How much credit card debt is too much will vary depending on your financial circ*mstances. But no matter your situation, you can make a plan for paying off your credit cards so you can put your money towards other financial goals.

How Much Credit Card Debt Is Too Much?

To figure out how much credit card debt is too much for your household, you can review your income, expenses, interest accrual and overall debt payments. You may have too much credit card debt if:

  • You can't afford to make more than the minimum payments
  • Most of your monthly payments go toward interest
  • Your credit card balances are increasing each month
  • The credit card debt is making it difficult to afford necessary purchases

In short, you might have too much debt if you don't see an actionable path toward paying off your balances.

Don't Compare Your Debt to Averages

There are reports and insights on households' average credit card debt based on the year, age and state available from many major consumer research groups. The average balances in these reports generally fall within the $4,500 to $6,500 range, although some reports show young and middle-aged consumers' balances were on the rise in 2022.

These reports can be interesting and potentially helpful for understanding larger trends, but they can also be misleading as a comparison point. The statistics often come from anonymized credit report data, and credit card companies generally report credit card balances to the credit bureaus at the end of each statement period—about three weeks before the bill is due.

For example, someone might spend $5,000 on their credit card and pay their bill in full every month. Their credit report may show an average credit card balance of $5,000, even if they're not revolving any debt or paying interest.

Similarly, someone might use a credit card with a promotional 0% annual percentage rate (APR) offer to finance a large purchase without paying any interest. This could be a savvy financial move rather than an indication that the person has debt they can't afford to pay off.

Consequences of Too Much Credit Card Debt

Having a lot of credit card debt can be financially draining and mentally overwhelming. Some of the main consequences are:

  • Your credit score could take a hit. Your credit utilization ratio compares your revolving credit accounts' balances and credit limits, and having a high utilization ratio can hurt your credit scores. High balances will lead to high utilization ratios unless you also have much higher credit limits.
  • It's more difficult to qualify for more credit. In addition to the impact on your credit score, high credit card balances can increase your debt-to-income ratio (DTI). You might have trouble qualifying for a new loan or credit card—or receiving favorable offers—if you have a high DTI.
  • You can accrue a lot of interest. Credit cards often have a high interest rate, which will apply to your revolving balance and new purchases (unless you have a promotional rate). Credit cards also generally have variable rates, and rising interest rates can increase how much interest accrues and, by extension, your monthly minimum payment.
  • There could be negative physical and emotional effects. Debt has been linked to various mental and physical health ailments, including anxiety, depression and high blood pressure.
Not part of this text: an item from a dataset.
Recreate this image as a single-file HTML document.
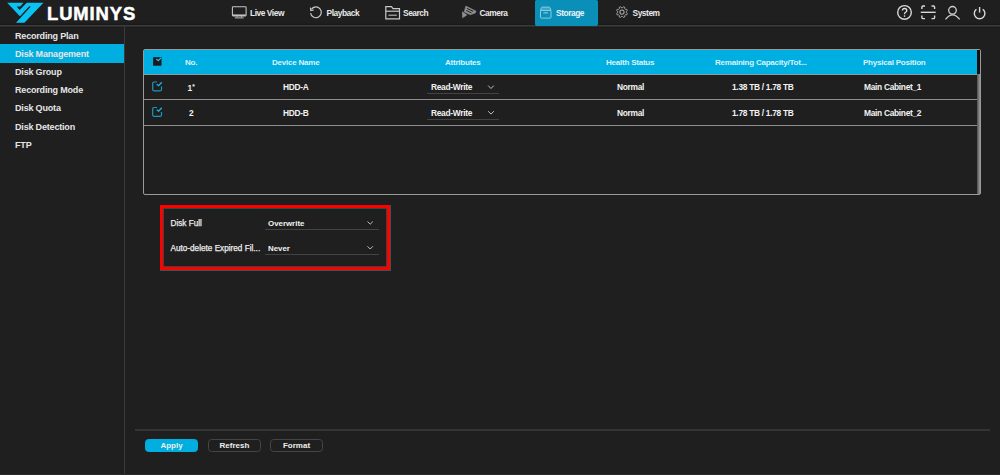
<!DOCTYPE html>
<html><head><meta charset="utf-8">
<style>
*{margin:0;padding:0;box-sizing:border-box}
html,body{width:1000px;height:475px;overflow:hidden;background:#1f1f1f;font-family:"Liberation Sans",sans-serif;color:#e8e8e8}
div,span,svg{position:absolute}
#hdr{left:0;top:0;width:1000px;height:25px;background:linear-gradient(to bottom,#1f1f1f 0,#1f1f1f 23px,#1b1b1b 24px)}
#hline{left:0;top:25px;width:1000px;height:3px;background:linear-gradient(to bottom,#3a3a3a 0,#3a3a3a 1px,#2f2f2f 1px,#2f2f2f 2px,#1b1b1b 2px)}
.nt{top:0;height:26px;line-height:26px;font-size:8.4px;font-weight:bold;color:#e8e8e8;white-space:nowrap;letter-spacing:-0.45px}
#stab{left:535px;top:0;width:63px;height:26px;background:#0a8fb8;border-radius:1.5px 1.5px 2px 2px}
#side{left:124px;top:26px;width:1px;height:449px;background:#3a3a3a}
.si{left:15px;font-size:9px;font-weight:bold;color:#e6e6e6;white-space:nowrap;line-height:18px;letter-spacing:-0.18px}
#sel{left:0;top:44px;width:124px;height:19px;background:#00aee0}
#tbl{left:143px;top:49px;width:838px;height:146px;border:1px solid #9a9a9a;border-radius:2px;background:#1f1f1f}
#thead{left:144px;top:50px;width:833px;height:24px;background:#00afe1}
#scroll{left:977px;top:50px;width:3px;height:144px;background:linear-gradient(to right,#505050,#9a9a9a)}
#scrolltop{left:977px;top:50px;width:3px;height:24px;background:#111}
.sep{left:144px;width:833px;height:1px;background:#8e8e8e}
.th{top:50px;height:24px;line-height:25.6px;font-size:8px;letter-spacing:-0.22px;font-weight:bold;color:#dcf1f8;white-space:nowrap}
.td{letter-spacing:-0.3px;font-size:8.4px;font-weight:bold;color:#f2f2f2;white-space:nowrap;line-height:10px}
.dd{height:1px;background:#434343}
.btn{top:439px;height:13px;width:53px;border:1px solid #454545;border-radius:3.5px;font-size:8px;font-weight:bold;text-align:center;line-height:11.5px;color:#eee}
</style></head><body>
<div id="hdr"></div>
<div id="hline"></div>
<div id="stab"></div>

<!-- logo -->
<svg style="left:0;top:0" width="48" height="26" viewBox="0 0 48 26">
<polygon fill="#0bc3f2" points="7.2,2.8 23.5,2.8 20.3,6.4 16.7,6.4 19.6,9.9 26.7,2.8 43.5,2.8 24.4,22.7 16,22.7 30.9,6.6 29.1,6.6 19.9,16.2"/>
</svg>
<div style="left:47px;top:4px;font-size:18.4px;font-weight:bold;color:#fff;letter-spacing:0.9px;line-height:20px;white-space:nowrap;-webkit-text-stroke:0.5px #fff">LUMINYS</div>

<!-- nav icons -->
<svg style="left:0;top:0" width="1000" height="26" viewBox="0 0 1000 26" fill="none" stroke="#c8c8c8" stroke-width="1.2">
<!-- live view monitor -->
<rect x="232.4" y="6.7" width="13.7" height="9.2" rx="0.8" stroke-width="1.05"/>
<line x1="232.8" y1="15.2" x2="245.7" y2="15.2" stroke-width="1.5"/>
<line x1="234.8" y1="17.9" x2="243.7" y2="17.9" stroke-width="0.9"/>
<line x1="237" y1="16.2" x2="237" y2="17.5" stroke-width="0.7"/>
<line x1="241.5" y1="16.2" x2="241.5" y2="17.5" stroke-width="0.7"/>
<!-- playback -->
<g transform="translate(0.2,0.8)"><path d="M311.2,8.6 A5.4,5.4 0 1 1 310.4,12.3"/>
<path d="M310.2,6.8 L310.6,9.8 L313.6,9.2" stroke-width="1.1"/></g>
<!-- search folder -->
<path d="M385.8,18.8 L385.8,6.7 L391.5,6.7 L393,8.6 L399.5,8.6 L399.5,18.8 Z"/>
<line x1="385.8" y1="11.2" x2="399.5" y2="11.2"/>
<line x1="388.5" y1="15.2" x2="396.8" y2="15.2" stroke-width="1"/>
<!-- system gear -->
<path d="M623.41,6.78 L624.76,7.34 L624.67,8.60 L625.50,9.43 L626.76,9.34 L627.32,10.69 L626.36,11.51 L626.36,12.69 L627.32,13.51 L626.76,14.86 L625.50,14.77 L624.67,15.60 L624.76,16.86 L623.41,17.42 L622.59,16.46 L621.41,16.46 L620.59,17.42 L619.24,16.86 L619.33,15.60 L618.50,14.77 L617.24,14.86 L616.68,13.51 L617.64,12.69 L617.64,11.51 L616.68,10.69 L617.24,9.34 L618.50,9.43 L619.33,8.60 L619.24,7.34 L620.59,6.78 L621.41,7.74 L622.59,7.74 Z" stroke-linejoin="round" stroke="#aaaaaa" stroke-width="1"/>
<circle cx="622" cy="12.1" r="2.1" stroke="#aaaaaa" stroke-width="1.1"/>
<!-- help -->
<circle cx="904.5" cy="12.4" r="6.8" stroke="#d8d8d8" stroke-width="1.4"/>
<path d="M902.4,10.4 Q902.4,8.5 904.6,8.5 Q906.8,8.5 906.8,10.4 Q906.8,11.6 905.5,12.3 Q904.5,12.9 904.5,14.2" stroke="#e0e0e0" stroke-width="1.3"/>
<circle cx="904.5" cy="16.1" r="0.8" fill="#e0e0e0" stroke="none"/>
<!-- scan -->
<g stroke="#d8d8d8" stroke-width="1.4">
<path d="M921.9,9 V7.2 Q921.9,6 923.1,6 H925"/>
<path d="M931.5,6 H933.4 Q934.6,6 934.6,7.2 V9"/>
<path d="M921.9,15.6 V17.4 Q921.9,18.6 923.1,18.6 H925"/>
<path d="M931.5,18.6 H933.4 Q934.6,18.6 934.6,17.4 V15.6"/>
<line x1="920.8" y1="12.3" x2="935.7" y2="12.3"/>
</g>
<!-- user -->
<circle cx="952.5" cy="10.3" r="3.8" stroke="#d0d0d0" stroke-width="1.3"/>
<path d="M945.5,19.4 Q952.5,10.5 959.7,19.4" stroke="#d0d0d0" stroke-width="1.2"/>
<!-- power -->
<path d="M976.4,9.2 A5.3,5.3 0 1 0 982.8,9.2" stroke="#d8d8d8" stroke-width="1.4"/>
<line x1="979.6" y1="7" x2="979.6" y2="12.6" stroke="#d8d8d8" stroke-width="1.4"/>
</svg>
<!-- camera icon -->
<svg style="left:456px;top:0" width="26" height="26" viewBox="0 0 26 26" fill="#8e8e8e">
<path d="M9.9,6.1 L20.1,11.2 L19.2,13.1 L14.4,14.7 L8.2,11.9 Z" stroke="#8e8e8e" stroke-width="0.6" stroke-linejoin="round"/>
<path d="M10.9,8.4 L17.2,11.3" stroke="#1c1c1c" stroke-width="1"/>
<path d="M10.2,10.5 L15.6,13" stroke="#1c1c1c" stroke-width="0.9"/>
<path d="M6,11.2 L6.3,18.2 L11.3,15.1 Z"/>
</svg>
<!-- storage icon -->
<svg style="left:532px;top:0" width="26" height="26" viewBox="0 0 26 26" fill="none" stroke="#8ccbe0" stroke-width="1">
<rect x="8.5" y="10.5" width="10.5" height="7.6" rx="0.8"/>
<path d="M8.5,10.5 L9.3,8 Q9.6,7.1 10.6,7.1 H16.9 Q17.9,7.1 18.2,8 L19,10.5 Z" fill="rgba(200,235,248,0.25)"/>
<rect x="11.4" y="12.3" width="4.6" height="1.1" fill="#8ccbe0" stroke="none"/>
</svg>

<div class="nt" style="left:250px">Live View</div>
<div class="nt" style="left:326.5px">Playback</div>
<div class="nt" style="left:403px">Search</div>
<div class="nt" style="left:479.5px">Camera</div>
<div class="nt" style="left:556px;color:#e6f4f9">Storage</div>
<div class="nt" style="left:632.5px">System</div>

<!-- sidebar -->
<div id="side"></div>
<div id="sel"></div>
<div class="si" style="top:26.5px">Recording Plan</div>
<div class="si" style="top:44.6px">Disk Management</div>
<div class="si" style="top:62.8px">Disk Group</div>
<div class="si" style="top:81.1px">Recording Mode</div>
<div class="si" style="top:99.1px">Disk Quota</div>
<div class="si" style="top:117.6px">Disk Detection</div>
<div class="si" style="top:135.5px">FTP</div>

<!-- table -->
<div id="tbl"></div>
<div id="thead"></div>
<div style="left:144px;top:74px;width:833px;height:1px;background:#8a9ea4"></div>
<div id="scroll"></div>
<div id="scrolltop"></div>
<div class="sep" style="top:99px"></div>
<div class="sep" style="top:125px"></div>

<svg style="left:148px;top:52px" width="20" height="70" viewBox="0 0 20 70">
<rect x="5.1" y="5.2" width="8.4" height="8.5" fill="#1c1a1a"/>
<path d="M8.2,7.1 L10.3,8.7 L13,5.9" fill="none" stroke="#22c4f2" stroke-width="1.2"/>
<path d="M9,30 H5.9 Q4.7,30 4.7,31.2 V37.6 Q4.7,38.8 5.9,38.8 H12.3 Q13.5,38.8 13.5,37.6 V34.4" fill="none" stroke="#1a98c0" stroke-width="1.2"/>
<path d="M8.7,32.3 L10.6,33.7 L13.8,30.2" fill="none" stroke="#18b6e6" stroke-width="1.3"/>
<g transform="translate(0,25.5)">
<path d="M9,30 H5.9 Q4.7,30 4.7,31.2 V37.6 Q4.7,38.8 5.9,38.8 H12.3 Q13.5,38.8 13.5,37.6 V34.4" fill="none" stroke="#1a98c0" stroke-width="1.2"/>
<path d="M8.7,32.3 L10.6,33.7 L13.8,30.2" fill="none" stroke="#18b6e6" stroke-width="1.3"/>
</g>
</svg>
<div class="th" style="left:185px">No.</div>
<div class="th" style="left:272px">Device Name</div>
<div class="th" style="left:445px">Attributes</div>
<div class="th" style="left:606px">Health Status</div>
<div class="th" style="left:715px">Remaining Capacity/Tot...</div>
<div class="th" style="left:863px">Physical Position</div>

<div class="td" style="left:187.5px;top:81.8px">1<span style="position:static;font-size:6.5px;vertical-align:1.5px;margin-left:0.3px">*</span></div>
<div class="td" style="left:283px;top:81.8px">HDD-A</div>
<div class="td" style="left:431px;top:81.8px">Read-Write</div>
<div class="dd" style="left:427px;top:93px;width:72px"></div>
<div class="td" style="left:617px;top:81.8px">Normal</div>
<div class="td" style="left:732px;top:81.8px">1.38 TB / 1.78 TB</div>
<div class="td" style="left:864px;top:81.8px">Main Cabinet_1</div>

<div class="td" style="left:189px;top:107.7px">2</div>
<div class="td" style="left:283px;top:107.7px">HDD-B</div>
<div class="td" style="left:431px;top:107.7px">Read-Write</div>
<div class="dd" style="left:427px;top:119px;width:72px"></div>
<div class="td" style="left:617px;top:107.7px">Normal</div>
<div class="td" style="left:732px;top:107.7px">1.78 TB / 1.78 TB</div>
<div class="td" style="left:864px;top:107.7px">Main Cabinet_2</div>

<svg style="left:0;top:0" width="1000" height="475" viewBox="0 0 1000 475" fill="none" stroke="#cfcfcf" stroke-width="0.9">
<path d="M488.2,85.6 L491,88.5 L493.8,85.6"/>
<path d="M488.2,111.2 L491,114.1 L493.8,111.2"/>
<path d="M367.5,221.5 L370.2,224.2 L372.9,221.5"/>
<path d="M367.5,246.3 L370.2,249 L372.9,246.3"/>
</svg>

<!-- form box -->
<div style="left:160px;top:205px;width:231px;height:66px;border:1px solid #46504f"></div>
<div style="left:160px;top:205px;width:230px;height:65px;border:3px solid #ff0000"></div>
<div style="left:163px;top:208px;width:224px;height:59px;border:1px solid #384542"></div>
<div class="td" style="left:170.5px;top:218.7px;font-size:8.2px;font-weight:normal;letter-spacing:0;-webkit-text-stroke:0.25px #ececec;color:#ececec">Disk Full</div>
<div class="td" style="left:170.5px;top:244px;font-size:8.2px;font-weight:normal;letter-spacing:0;-webkit-text-stroke:0.25px #ececec;color:#ececec">Auto-delete Expired Fil...</div>
<div class="td" style="left:268px;top:218.5px;font-size:7.9px;letter-spacing:0">Overwrite</div>
<div class="td" style="left:268px;top:243.6px;font-size:7.9px;letter-spacing:0">Never</div>
<div class="dd" style="left:264.5px;top:229px;width:114px"></div>
<div class="dd" style="left:264.5px;top:254px;width:114px"></div>

<!-- bottom -->
<div style="left:0;top:474px;width:1000px;height:1px;background:#2b2b2b"></div>
<div style="left:135px;top:429px;width:855px;height:2px;background:#343434"></div>
<div class="btn" style="left:145px;background:#00aee0;border-color:#00aee0">Apply</div>
<div class="btn" style="left:208px">Refresh</div>
<div class="btn" style="left:270px">Format</div>
</body></html>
Debt can also strain personal relationships, especially when you share finances with a partner or spouse.

You might be experiencing these repercussions, but there are options available if you're ready to get out of credit card debt.

How to Get Out of Credit Card Debt

Try not to be too hard on yourself or ignore your credit card balances, even though it can be difficult to look over credit card statements when you know there's no way you can pay off the debt right away.

Many people find a structured and strategic approach can help set them on a debt-free path. Here are a few steps you could take to start:

  1. List your credit card debts, income and expenses. Figure out exactly how much you owe on each credit card, your cards' monthly payments and each account's interest rate. You can use this information when you're trying to decide which account to pay down first. It's also helpful to write down how much you earn each month and to review your necessary and discretionary spending—a budgeting app might make this easier.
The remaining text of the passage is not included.